Given information:
· · · ·

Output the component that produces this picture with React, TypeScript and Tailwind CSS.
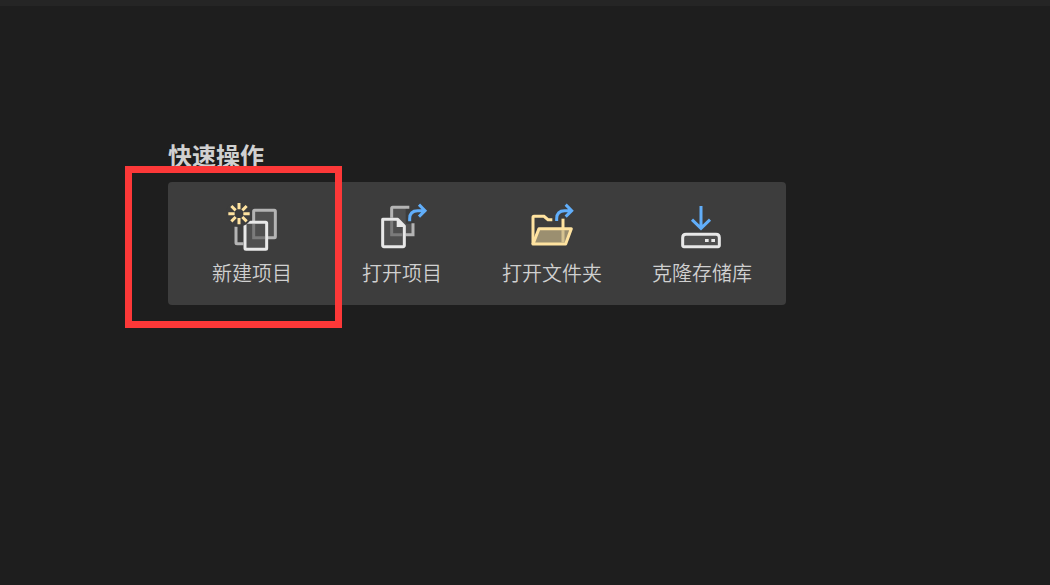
import { ReactNode } from "react";

type QuickAction = {
  id: string;
  label: string;
  icon: ReactNode;
};

const NewProjectIcon = () => (
  <svg viewBox="21 21 150 150" fill="none" className="size-[50px] overflow-visible">
    <rect x="101" y="46" width="65" height="82" rx="3" fill="#505050" stroke="#b4b4b4" strokeWidth="9" />
    <path d="M48 95V143Q48 146 51 146H70" stroke="#b4b4b4" strokeWidth="9" />
    <rect x="75" y="82" width="65" height="81" rx="3" fill="#4f4f4f" stroke="#e8e8e8" strokeWidth="9" />
    <path d="M101 87V128H135" stroke="#7b7b7b" strokeWidth="9" />
    <circle cx="57" cy="56" r="39" fill="#3d3d3d" />
    <g stroke="#ffe3a0" strokeWidth="9">
      <path d="M57 24V43M57 69V88M25 56H44M70 56H89" />
      <path d="M34 33L47 46M67 66L80 79M80 33L67 46M47 66L34 79" />
    </g>
  </svg>
);

const OpenProjectIcon = () => (
  <svg viewBox="21 21 150 150" fill="none" className="size-[50px] overflow-visible">
    <path d="M65 37H107V86H129V119H65Z" fill="#505050" />
    <path d="M65 68V40Q65 37 68 37H118" stroke="#b4b4b4" strokeWidth="9" />
    <path d="M129 85V119H107" stroke="#b4b4b4" strokeWidth="9" />
    <path d="M38 73H83L103 93V151Q103 155 99 155H42Q38 155 38 151Z" fill="#4f4f4f" stroke="#e8e8e8" strokeWidth="9" strokeLinejoin="round" />
    <path d="M65 78V119H98" stroke="#7b7b7b" strokeWidth="9" />
    <path d="M80 71L105 96H80Z" fill="#e8e8e8" />
    <path d="M119 79V71Q119 47 143 47H164" stroke="#3d3d3d" strokeWidth="22" />
    <path d="M119 79V71Q119 47 143 47H164M147 29L165 47L147 65" stroke="#61aefa" strokeWidth="9" />
  </svg>
);

const OpenFolderIcon = () => (
  <svg viewBox="21 21 150 150" fill="none" className="size-[50px] overflow-visible">
    <path d="M39 148V67Q39 64 42 64H72L84 74H97" stroke="#ffe3a0" strokeWidth="9" />
    <path d="M129 71V144" stroke="#ffe3a0" strokeWidth="9" />
    <path d="M57 101H154L137 147H39Z" fill="#9b8f70" stroke="#ffe3a0" strokeWidth="9" strokeLinejoin="round" />
    <path d="M129 105V143" stroke="#d6c390" strokeWidth="9" />
    <path d="M110 78V71Q110 47 134 47H155M137 29L155 47L137 65" stroke="#61aefa" strokeWidth="9" />
  </svg>
);

const CloneIcon = () => (
  <svg viewBox="21 21 150 150" fill="none" className="size-[50px] overflow-visible">
    <path d="M93 33V99M66 74L93 100L120 74" stroke="#61aefa" strokeWidth="9" />
    <path d="M48 118H138Q148 118 148 128V151Q148 155 144 155H42Q38 155 38 151V128Q38 118 48 118Z" fill="#4f4f4f" stroke="#e8e8e8" strokeWidth="9" />
    <path d="M105 132H116V141H105ZM124 132H135V141H124Z" fill="#e8e8e8" />
  </svg>
);

const actions: QuickAction[] = [
  { id: "new-project", label: "新建项目", icon: <NewProjectIcon /> },
  { id: "open-project", label: "打开项目", icon: <OpenProjectIcon /> },
  { id: "open-folder", label: "打开文件夹", icon: <OpenFolderIcon /> },
  { id: "clone", label: "克隆存储库", icon: <CloneIcon /> },
];

const QuickActionButton = ({ label, icon }: { label: string; icon: ReactNode }) => (
  <button
    type="button"
    className="flex w-[150px] flex-col items-center gap-2 pt-5 pb-[19px] text-xl leading-[26px] font-[350] whitespace-nowrap text-[#d0d0d0]"
  >
    {icon}
    {label}
  </button>
);

const App = () => {
  return (
    <div className="flex min-h-screen flex-col bg-[#1e1e1e] font-['Noto_Sans_CJK_SC',sans-serif]">
      <header className="h-[6px] bg-[#252525]" />
      <main className="flex flex-1 flex-col items-start px-[168px] pt-[133px]">
        <h1 className="text-2xl leading-8 font-bold text-[#d0d0d0]">快速操作</h1>
        <div className="relative mt-[11px] flex rounded-[4px] bg-[#3d3d3d] px-[9px]">
          {actions.map((action) => (
            <QuickActionButton key={action.id} label={action.label} icon={action.icon} />
          ))}
          {/* highlight around the first action */}
          <div className="pointer-events-none absolute -top-4 -left-[43px] h-[162px] w-[217px] border-7 border-[#fc3838]" />
        </div>
      </main>
    </div>
  );
};

export default App;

· · · ·

Exercise goal:
Quote everything in the listing above exactly; pictures are the only thing to omit.

Completed task:
Output the component that produces this picture with React, TypeScript and Tailwind CSS.
import { ReactNode } from "react";

type QuickAction = {
  id: string;
  label: string;
  icon: ReactNode;
};

const NewProjectIcon = () => (
  <svg viewBox="21 21 150 150" fill="none" className="size-[50px] overflow-visible">
    <rect x="101" y="46" width="65" height="82" rx="3" fill="#505050" stroke="#b4b4b4" strokeWidth="9" />
    <path d="M48 95V143Q48 146 51 146H70" stroke="#b4b4b4" strokeWidth="9" />
    <rect x="75" y="82" width="65" height="81" rx="3" fill="#4f4f4f" stroke="#e8e8e8" strokeWidth="9" />
    <path d="M101 87V128H135" stroke="#7b7b7b" strokeWidth="9" />
    <circle cx="57" cy="56" r="39" fill="#3d3d3d" />
    <g stroke="#ffe3a0" strokeWidth="9">
      <path d="M57 24V43M57 69V88M25 56H44M70 56H89" />
      <path d="M34 33L47 46M67 66L80 79M80 33L67 46M47 66L34 79" />
    </g>
  </svg>
);

const OpenProjectIcon = () => (
  <svg viewBox="21 21 150 150" fill="none" className="size-[50px] overflow-visible">
    <path d="M65 37H107V86H129V119H65Z" fill="#505050" />
    <path d="M65 68V40Q65 37 68 37H118" stroke="#b4b4b4" strokeWidth="9" />
    <path d="M129 85V119H107" stroke="#b4b4b4" strokeWidth="9" />
    <path d="M38 73H83L103 93V151Q103 155 99 155H42Q38 155 38 151Z" fill="#4f4f4f" stroke="#e8e8e8" strokeWidth="9" strokeLinejoin="round" />
    <path d="M65 78V119H98" stroke="#7b7b7b" strokeWidth="9" />
    <path d="M80 71L105 96H80Z" fill="#e8e8e8" />
    <path d="M119 79V71Q119 47 143 47H164" stroke="#3d3d3d" strokeWidth="22" />
    <path d="M119 79V71Q119 47 143 47H164M147 29L165 47L147 65" stroke="#61aefa" strokeWidth="9" />
  </svg>
);

const OpenFolderIcon = () => (
  <svg viewBox="21 21 150 150" fill="none" className="size-[50px] overflow-visible">
    <path d="M39 148V67Q39 64 42 64H72L84 74H97" stroke="#ffe3a0" strokeWidth="9" />
    <path d="M129 71V144" stroke="#ffe3a0" strokeWidth="9" />
    <path d="M57 101H154L137 147H39Z" fill="#9b8f70" stroke="#ffe3a0" strokeWidth="9" strokeLinejoin="round" />
    <path d="M129 105V143" stroke="#d6c390" strokeWidth="9" />
    <path d="M110 78V71Q110 47 134 47H155M137 29L155 47L137 65" stroke="#61aefa" strokeWidth="9" />
  </svg>
);

const CloneIcon = () => (
  <svg viewBox="21 21 150 150" fill="none" className="size-[50px] overflow-visible">
    <path d="M93 33V99M66 74L93 100L120 74" stroke="#61aefa" strokeWidth="9" />
    <path d="M48 118H138Q148 118 148 128V151Q148 155 144 155H42Q38 155 38 151V128Q38 118 48 118Z" fill="#4f4f4f" stroke="#e8e8e8" strokeWidth="9" />
    <path d="M105 132H116V141H105ZM124 132H135V141H124Z" fill="#e8e8e8" />
  </svg>
);

const actions: QuickAction[] = [
  { id: "new-project", label: "新建项目", icon: <NewProjectIcon /> },
  { id: "open-project", label: "打开项目", icon: <OpenProjectIcon /> },
  { id: "open-folder", label: "打开文件夹", icon: <OpenFolderIcon /> },
  { id: "clone", label: "克隆存储库", icon: <CloneIcon /> },
];

const QuickActionButton = ({ label, icon }: { label: string; icon: ReactNode }) => (
  <button
    type="button"
    className="flex w-[150px] flex-col items-center gap-2 pt-5 pb-[19px] text-xl leading-[26px] font-[350] whitespace-nowrap text-[#d0d0d0]"
  >
    {icon}
    {label}
  </button>
);

const App = () => {
  return (
    <div className="flex min-h-screen flex-col bg-[#1e1e1e] font-['Noto_Sans_CJK_SC',sans-serif]">
      <header className="h-[6px] bg-[#252525]" />
      <main className="flex flex-1 flex-col items-start px-[168px] pt-[133px]">
        <h1 className="text-2xl leading-8 font-bold text-[#d0d0d0]">快速操作</h1>
        <div className="relative mt-[11px] flex rounded-[4px] bg-[#3d3d3d] px-[9px]">
          {actions.map((action) => (
            <QuickActionButton key={action.id} label={action.label} icon={action.icon} />
          ))}
          {/* highlight around the first action */}
          <div className="pointer-events-none absolute -top-4 -left-[43px] h-[162px] w-[217px] border-7 border-[#fc3838]" />
        </div>
      </main>
    </div>
  );
};

export default App;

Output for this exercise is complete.